With a career which’s seen him swap stages for workshops and later sessions Dave Carroll has a wider experience than most of the folk scene. Mixing roles as instrument maker with that of a performer he’s qualified to see what goes on from different angles,  more recently he’s added to his CV by supporting others in concert and in the studio, garnering a roll call of the well known along the way. Count among them core members of Fairport Convention, most of Gryphon and The Men They Couldn’t Hang. All told it’s not a bad crew when the prospect of an album bearing his name was raised. Though he was used to club level performances where matters were chiefly acoustic and the only powered objects were microphones and the house lights, Mr. Carroll was determined he’d pursue the electric path or as he put it to me ” I’d already built up a collection of material with folk rock arrangements.”

Locating proceedings in Graeme Taylor’s studio with Brain Gulland and Dave Oberle as perma-presences means that there is much that’s Gryphon like from the crumhorn breaks to Taylor’s fierce electric  guitar-  especially effective on the ‘Foxhunter’s Jig,’ yet that never overpowers Carroll’s ideas and settings. Likewise the familiar bass of Dave Pegg and Chris Leslie’s fiddle could suggest Fairport but assured production and sympathetic desk work from Taylor means no one dominates and balance is kept.

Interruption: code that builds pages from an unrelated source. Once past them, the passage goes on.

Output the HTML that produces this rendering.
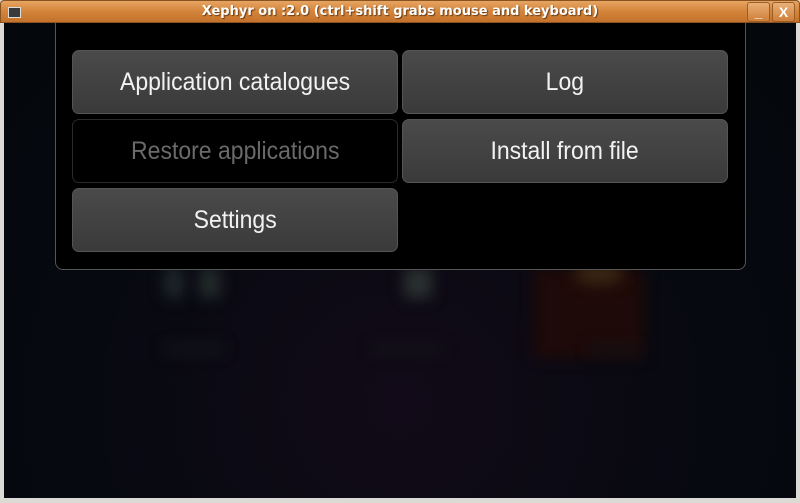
<!DOCTYPE html>
<html><head><meta charset="utf-8"><style>
*{margin:0;padding:0;box-sizing:border-box}
body{width:800px;height:503px;overflow:hidden;background:#dcdad5;font-family:"Liberation Sans",sans-serif;position:relative}
.title{position:absolute;left:0;top:0;width:800px;height:23px;background:linear-gradient(#e6a462,#d4843a 50%,#c4722c);border:1px solid #8a5220;border-radius:4px 4px 0 0}
.title .t{position:absolute;left:0;right:0;top:3px;text-align:center;color:#fff;font-family:"DejaVu Sans",sans-serif;font-weight:bold;font-size:13px;text-shadow:1px 1px 1px #6a3a10}
.ico{position:absolute;left:7px;top:6px;width:13px;height:11px;background:#3a3a3a;border:1px solid #ddd}
.wb{position:absolute;top:1px;width:23px;height:20px;border:1px solid #9a5e28;border-radius:3px;background:linear-gradient(#eab078,#cf7f38);color:#fff;font-weight:bold;font-size:14px;text-align:center;line-height:18px}
.content{position:absolute;left:4px;top:23px;width:792px;height:475px;background:radial-gradient(ellipse at 50% 80%,#120a18,#060910 60%,#04070b);overflow:hidden}
.blob{position:absolute;filter:blur(7px);}
.dialog{position:absolute;left:51px;top:-10px;width:691px;height:257px;background:#000;border:1px solid #555;border-radius:8px}
.btn{position:absolute;width:326px;height:64px;border-radius:7px;background:linear-gradient(#4a4a4a,#3a3a3a);border:1px solid #555;color:#f2f2f2;font-size:25px;text-align:center;line-height:62px;white-space:nowrap}
.btn span{display:inline-block;transform:scaleX(0.92)}
.dis{background:#000;border-color:#2a2a2a;color:#6a6a6a}
</style></head><body>
<div class="title"><div class="ico"></div><div class="t">Xephyr on :2.0 (ctrl+shift grabs mouse and keyboard)</div>
<div class="wb" style="left:746px">_</div><div class="wb" style="left:771px">X</div></div>
<div class="content">
<div class="blob" style="left:160px;top:245px;width:20px;height:30px;background:#1e2628"></div>
<div class="blob" style="left:195px;top:245px;width:22px;height:30px;background:#222a2a"></div>
<div class="blob" style="left:400px;top:245px;width:28px;height:30px;background:#2a3030"></div>
<div class="blob" style="left:530px;top:245px;width:110px;height:90px;background:#1e0a08"></div>
<div class="blob" style="left:570px;top:240px;width:50px;height:22px;background:#3a2612;border-radius:50%"></div>
<div class="blob" style="left:160px;top:322px;width:60px;height:8px;background:#14181c"></div>
<div class="blob" style="left:368px;top:322px;width:70px;height:8px;background:#14161c"></div>
<div class="blob" style="left:585px;top:322px;width:50px;height:8px;background:#141218"></div>
<div class="dialog">
<div class="btn" style="left:16px;top:36px"><span>Application catalogues</span></div>
<div class="btn" style="left:346px;top:36px"><span>Log</span></div>
<div class="btn dis" style="left:16px;top:105px"><span>Restore applications</span></div>
<div class="btn" style="left:346px;top:105px"><span>Install from file</span></div>
<div class="btn" style="left:16px;top:174px"><span>Settings</span></div>
</div>
</div>
</body></html>
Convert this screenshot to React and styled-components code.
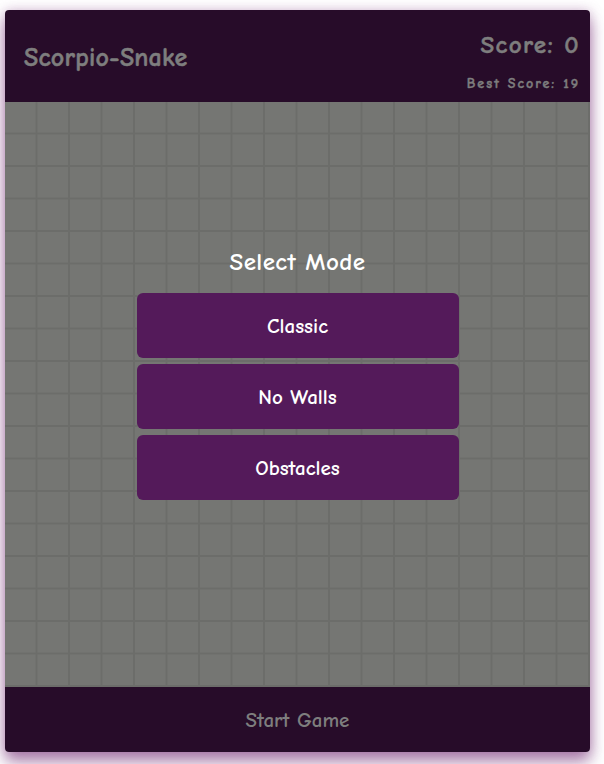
import React from "react";
import styled, { createGlobalStyle } from "styled-components";

const GlobalStyle = createGlobalStyle`
  html, body {
    margin: 0;
    padding: 0;
    background: #ffffff;
  }
  body {
    font-family: "Comic Sans MS", "Comic Neue", "DejaVu Sans", sans-serif;
  }
`;

const Page = styled.div`
  padding: 10px 14px 24px 5px;
`;

const Card = styled.div`
  width: 585px;
  border-radius: 4px;
  overflow: hidden;
  box-shadow: 0 10px 16px rgba(120, 50, 120, 0.6),
    0 0 12px rgba(150, 90, 150, 0.35);
`;

const Header = styled.header`
  height: 92px;
  background: #270c29;
  display: flex;
  justify-content: space-between;
  align-items: stretch;
  padding: 0 10px 0 19px;
  box-sizing: border-box;
  color: #7e7e7e;
`;

const Title = styled.h1`
  margin: 0;
  align-self: center;
  padding-top: 4px;
  font-size: 26px;
  font-weight: bold;
  letter-spacing: 0.2px;
  -webkit-text-stroke: 0.5px #7e7e7e;
`;

const ScoreBox = styled.div`
  display: flex;
  flex-direction: column;
  align-items: flex-end;
  padding-top: 19px;
`;

const Score = styled.div`
  font-size: 25px;
  font-weight: bold;
  letter-spacing: 1.4px;
  line-height: 32px;
  -webkit-text-stroke: 0.5px #7e7e7e;
`;

const Best = styled.div`
  margin-top: 14px;
  font-size: 14px;
  font-weight: bold;
  letter-spacing: 2px;
  -webkit-text-stroke: 0.4px #7e7e7e;
`;

const Board = styled.div`
  position: relative;
  width: 585px;
  height: 585px;
  background-color: #757673;
  background-image: linear-gradient(
      to right,
      transparent calc(100% - 2px),
      #6c6d6a calc(100% - 2px)
    ),
    linear-gradient(
      to bottom,
      transparent calc(100% - 2px),
      #6c6d6a calc(100% - 2px)
    );
  background-size: 32.5px 32.5px;
`;

const Menu = styled.div`
  position: absolute;
  inset: 0;
  display: flex;
  flex-direction: column;
  align-items: center;
  justify-content: center;
  padding-bottom: 42px;
  box-sizing: border-box;
`;

const MenuTitle = styled.h2`
  margin: 0 0 16px;
  font-size: 25px;
  font-weight: bold;
  letter-spacing: 0.4px;
  line-height: 30px;
  color: #ffffff;
`;

const ModeList = styled.div`
  display: flex;
  flex-direction: column;
  gap: 6px;
`;

const ModeButton = styled.button`
  width: 322px;
  height: 65px;
  border: none;
  border-radius: 6px;
  background: #541a5a;
  color: #ffffff;
  font-family: inherit;
  font-size: 21px;
  font-weight: bold;
  cursor: pointer;
`;

const Footer = styled.footer`
  height: 65px;
  background: #270c29;
  display: flex;
  align-items: center;
  justify-content: center;
  font-size: 21px;
  font-weight: bold;
  color: #7e7e7e;
`;

const modes = ["Classic", "No Walls", "Obstacles"];

export default function App() {
  return (
    <>
      <GlobalStyle />
      <Page>
        <Card>
          <Header>
            <Title>Scorpio-Snake</Title>
            <ScoreBox>
              <Score>Score: 0</Score>
              <Best>Best Score: 19</Best>
            </ScoreBox>
          </Header>
          <Board>
            <Menu>
              <MenuTitle>Select Mode</MenuTitle>
              <ModeList>
                {modes.map((m) => (
                  <ModeButton key={m}>{m}</ModeButton>
                ))}
              </ModeList>
            </Menu>
          </Board>
          <Footer>Start Game</Footer>
        </Card>
      </Page>
    </>
  );
}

The songs, well they’re familiar, not over done but many reading will know ‘She Moves Through The Fair,’ ‘Banks Of The Nile,’ ‘Poor Murdered Woman,’ whilst his choice of covers includes ‘The Battle’ from the pen of Strawbs leader Dave Cousins. David Carroll is a rooted, earthy vocalist so where reflection and regret mingle he allows Dave Oberle and Lucy Cooper to handle lead vocals. Oberle gets right inside ‘Poor Murdered Woman,’ whilst Cooper’s voice is perfect for handling the tangled romantics in a stark ‘Banks of the Nile.’ Across the album the band’s unusual textures are applied by either David on pipes and Brain Gulland ( bassoon) though due honours to Tom Spencer from TMTCH for banjo flailing. The whole ensemble work up a lather and readily ride flat out at relevant points, the best of which to these ears is a boisterous reading of ‘Follow Me Up To Carlow.’  However there is much to make you smile herein. The title track is a variation of  Fairport’s ‘Reynard The Fox,’ which was on ‘Tippler’s Tales’ their last studio album of the 70s, this version’s still a riot of hunting, drinking and merriment.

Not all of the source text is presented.